Court asked to help collect elections chief's fine

Maryland's attorney general is asking a Circuit Court to order collection of a $7,500 ethics violation fine from Howard County's elections board administrator, who has ignored a 9-month-old decision of the state's high court.

The outstanding fine sparked outrage Wednesday among Howard officials, though the violation occurred in the mid-1990s, when Administrator Robert J. Antonetti Sr. held the same job in Prince George's County.

The Rev. Roland L. Howard Sr., Howard County's Board of Elections president, said that if the court issues the order, he will convene an emergency board meeting for what might be drastic action.

Robbery, assault lead list of crimes on rise in county

Crime was up in Howard County in most categories during the first quarter of this year, compared with the first quarter of last year, according to crime statistics released Wednesday by county police.

In most categories, including burglary and theft, increases were less than 6 percent, but robberies and aggravated assaults increased more than 10 percent from the comparable three-month period last year.

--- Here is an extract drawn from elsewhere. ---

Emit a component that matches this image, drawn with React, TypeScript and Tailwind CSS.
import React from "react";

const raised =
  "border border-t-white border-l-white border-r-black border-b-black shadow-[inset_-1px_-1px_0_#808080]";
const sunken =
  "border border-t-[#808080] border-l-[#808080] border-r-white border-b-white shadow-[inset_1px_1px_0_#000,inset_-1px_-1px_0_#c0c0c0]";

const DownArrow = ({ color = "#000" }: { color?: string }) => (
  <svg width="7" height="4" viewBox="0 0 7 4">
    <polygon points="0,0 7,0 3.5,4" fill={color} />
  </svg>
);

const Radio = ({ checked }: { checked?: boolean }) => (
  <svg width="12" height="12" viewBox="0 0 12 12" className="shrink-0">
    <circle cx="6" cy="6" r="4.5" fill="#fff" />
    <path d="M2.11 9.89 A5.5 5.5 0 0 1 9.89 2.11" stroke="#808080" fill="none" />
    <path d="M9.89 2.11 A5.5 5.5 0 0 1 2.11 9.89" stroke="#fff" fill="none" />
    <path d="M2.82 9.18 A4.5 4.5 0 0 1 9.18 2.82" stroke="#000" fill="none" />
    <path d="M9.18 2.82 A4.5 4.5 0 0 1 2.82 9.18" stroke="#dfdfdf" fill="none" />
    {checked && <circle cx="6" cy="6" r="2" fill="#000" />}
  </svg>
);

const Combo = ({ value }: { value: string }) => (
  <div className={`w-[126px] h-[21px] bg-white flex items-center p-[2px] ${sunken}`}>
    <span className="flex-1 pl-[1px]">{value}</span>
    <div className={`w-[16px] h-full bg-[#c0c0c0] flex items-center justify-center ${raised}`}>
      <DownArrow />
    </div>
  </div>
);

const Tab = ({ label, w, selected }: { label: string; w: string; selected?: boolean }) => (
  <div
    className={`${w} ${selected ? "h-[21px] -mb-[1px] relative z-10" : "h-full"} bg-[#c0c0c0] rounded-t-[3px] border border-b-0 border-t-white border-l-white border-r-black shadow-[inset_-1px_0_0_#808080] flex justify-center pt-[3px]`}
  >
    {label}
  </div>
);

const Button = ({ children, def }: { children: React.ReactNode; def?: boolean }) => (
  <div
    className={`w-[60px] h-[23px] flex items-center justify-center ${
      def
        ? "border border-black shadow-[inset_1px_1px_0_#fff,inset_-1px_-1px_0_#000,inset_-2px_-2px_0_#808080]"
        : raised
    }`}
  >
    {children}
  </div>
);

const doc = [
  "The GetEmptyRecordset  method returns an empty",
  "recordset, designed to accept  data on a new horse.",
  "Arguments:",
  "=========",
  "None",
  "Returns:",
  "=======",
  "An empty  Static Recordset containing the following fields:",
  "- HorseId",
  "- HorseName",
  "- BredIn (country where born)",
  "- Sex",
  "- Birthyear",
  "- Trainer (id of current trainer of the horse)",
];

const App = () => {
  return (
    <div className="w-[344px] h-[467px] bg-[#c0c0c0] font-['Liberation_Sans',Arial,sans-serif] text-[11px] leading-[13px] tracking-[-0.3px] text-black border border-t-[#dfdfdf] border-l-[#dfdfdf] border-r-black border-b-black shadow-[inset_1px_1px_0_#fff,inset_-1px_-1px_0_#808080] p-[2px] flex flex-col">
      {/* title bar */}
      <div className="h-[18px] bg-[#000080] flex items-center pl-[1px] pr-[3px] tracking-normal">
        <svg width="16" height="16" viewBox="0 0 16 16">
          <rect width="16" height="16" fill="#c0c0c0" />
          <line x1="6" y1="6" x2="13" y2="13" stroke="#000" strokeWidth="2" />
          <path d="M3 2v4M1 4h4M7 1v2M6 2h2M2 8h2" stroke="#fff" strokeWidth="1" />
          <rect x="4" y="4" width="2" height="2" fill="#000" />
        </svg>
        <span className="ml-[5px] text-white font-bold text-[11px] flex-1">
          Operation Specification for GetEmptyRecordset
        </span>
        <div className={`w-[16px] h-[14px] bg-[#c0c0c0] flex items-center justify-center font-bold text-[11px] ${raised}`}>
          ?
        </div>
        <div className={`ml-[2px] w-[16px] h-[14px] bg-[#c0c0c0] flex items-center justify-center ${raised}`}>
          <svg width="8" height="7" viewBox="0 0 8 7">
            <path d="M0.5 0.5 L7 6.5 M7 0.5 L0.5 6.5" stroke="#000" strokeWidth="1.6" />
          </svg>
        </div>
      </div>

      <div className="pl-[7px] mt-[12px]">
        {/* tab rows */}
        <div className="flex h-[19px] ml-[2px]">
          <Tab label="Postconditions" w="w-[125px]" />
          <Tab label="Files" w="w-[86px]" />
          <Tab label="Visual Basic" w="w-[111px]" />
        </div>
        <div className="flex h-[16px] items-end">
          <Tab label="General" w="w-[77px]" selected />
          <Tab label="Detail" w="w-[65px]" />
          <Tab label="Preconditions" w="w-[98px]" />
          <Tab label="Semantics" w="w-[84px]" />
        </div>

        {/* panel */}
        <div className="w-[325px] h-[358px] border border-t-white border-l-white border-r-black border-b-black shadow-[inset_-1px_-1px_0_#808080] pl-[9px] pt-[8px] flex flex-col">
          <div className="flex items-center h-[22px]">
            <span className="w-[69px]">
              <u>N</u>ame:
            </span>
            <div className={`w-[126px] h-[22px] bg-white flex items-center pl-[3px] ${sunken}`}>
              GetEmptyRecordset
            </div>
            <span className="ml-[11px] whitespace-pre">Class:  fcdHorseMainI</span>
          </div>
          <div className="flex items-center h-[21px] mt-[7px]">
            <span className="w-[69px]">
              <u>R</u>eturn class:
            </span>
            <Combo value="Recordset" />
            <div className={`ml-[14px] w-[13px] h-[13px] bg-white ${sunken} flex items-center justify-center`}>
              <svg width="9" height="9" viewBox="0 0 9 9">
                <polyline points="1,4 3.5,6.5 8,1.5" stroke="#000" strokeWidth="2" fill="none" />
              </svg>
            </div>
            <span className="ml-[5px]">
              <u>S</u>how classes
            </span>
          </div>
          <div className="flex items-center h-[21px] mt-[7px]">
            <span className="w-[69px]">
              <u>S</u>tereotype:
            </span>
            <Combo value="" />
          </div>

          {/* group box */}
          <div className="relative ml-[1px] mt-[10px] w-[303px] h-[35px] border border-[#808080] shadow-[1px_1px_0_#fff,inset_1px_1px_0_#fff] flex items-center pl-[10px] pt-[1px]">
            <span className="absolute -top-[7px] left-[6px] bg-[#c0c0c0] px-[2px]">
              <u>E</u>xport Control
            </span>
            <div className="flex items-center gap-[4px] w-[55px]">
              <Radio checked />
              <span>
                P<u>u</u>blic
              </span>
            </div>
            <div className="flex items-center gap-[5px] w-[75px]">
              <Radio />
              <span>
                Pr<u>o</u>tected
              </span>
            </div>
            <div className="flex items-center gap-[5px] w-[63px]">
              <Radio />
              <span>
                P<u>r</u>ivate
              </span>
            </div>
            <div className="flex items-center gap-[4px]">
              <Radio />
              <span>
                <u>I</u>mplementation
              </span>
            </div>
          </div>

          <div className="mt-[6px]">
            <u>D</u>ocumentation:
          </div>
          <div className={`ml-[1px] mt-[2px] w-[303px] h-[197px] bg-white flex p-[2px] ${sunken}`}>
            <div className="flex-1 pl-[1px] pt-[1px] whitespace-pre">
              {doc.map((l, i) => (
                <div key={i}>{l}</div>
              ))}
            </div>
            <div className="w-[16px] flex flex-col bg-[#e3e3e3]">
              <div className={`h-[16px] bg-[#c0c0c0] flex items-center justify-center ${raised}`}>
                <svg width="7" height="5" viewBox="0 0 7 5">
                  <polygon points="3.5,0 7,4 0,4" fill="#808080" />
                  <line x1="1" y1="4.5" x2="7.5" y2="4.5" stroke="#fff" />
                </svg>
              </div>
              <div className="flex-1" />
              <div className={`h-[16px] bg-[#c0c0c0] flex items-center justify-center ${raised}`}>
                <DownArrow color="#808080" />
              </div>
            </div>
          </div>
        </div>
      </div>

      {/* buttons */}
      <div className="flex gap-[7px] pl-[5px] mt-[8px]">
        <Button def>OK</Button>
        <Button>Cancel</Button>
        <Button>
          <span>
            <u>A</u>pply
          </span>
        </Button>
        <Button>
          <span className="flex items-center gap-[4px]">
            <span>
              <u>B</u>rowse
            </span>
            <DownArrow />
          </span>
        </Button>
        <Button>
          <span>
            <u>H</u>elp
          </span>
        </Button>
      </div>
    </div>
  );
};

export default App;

Over the past three years, robberies jumped from 36 cases in the first quarter of 2000 to 48 during the comparable period last year to 53 this year. Those increases followed a significant drop from 69 in the first quarter of 1999 in robberies that police attributed to their then-new robbery unit.

Advanced degrees common among Howard residents

Sure, Janet Kusterer has a master's degree. But then so do a lot of people in her Ellicott City neighborhood. And bachelor's degrees? Please - a dime a dozen. In Howard County, half the residents older than 24 have a college education. Only seven counties in the United States can boast a larger percentage, according to census data released last week.

People with advanced degrees account for nearly a quarter of Howard's adult population, about the same as the nationwide percentage of people with undergraduate and advanced degrees combined.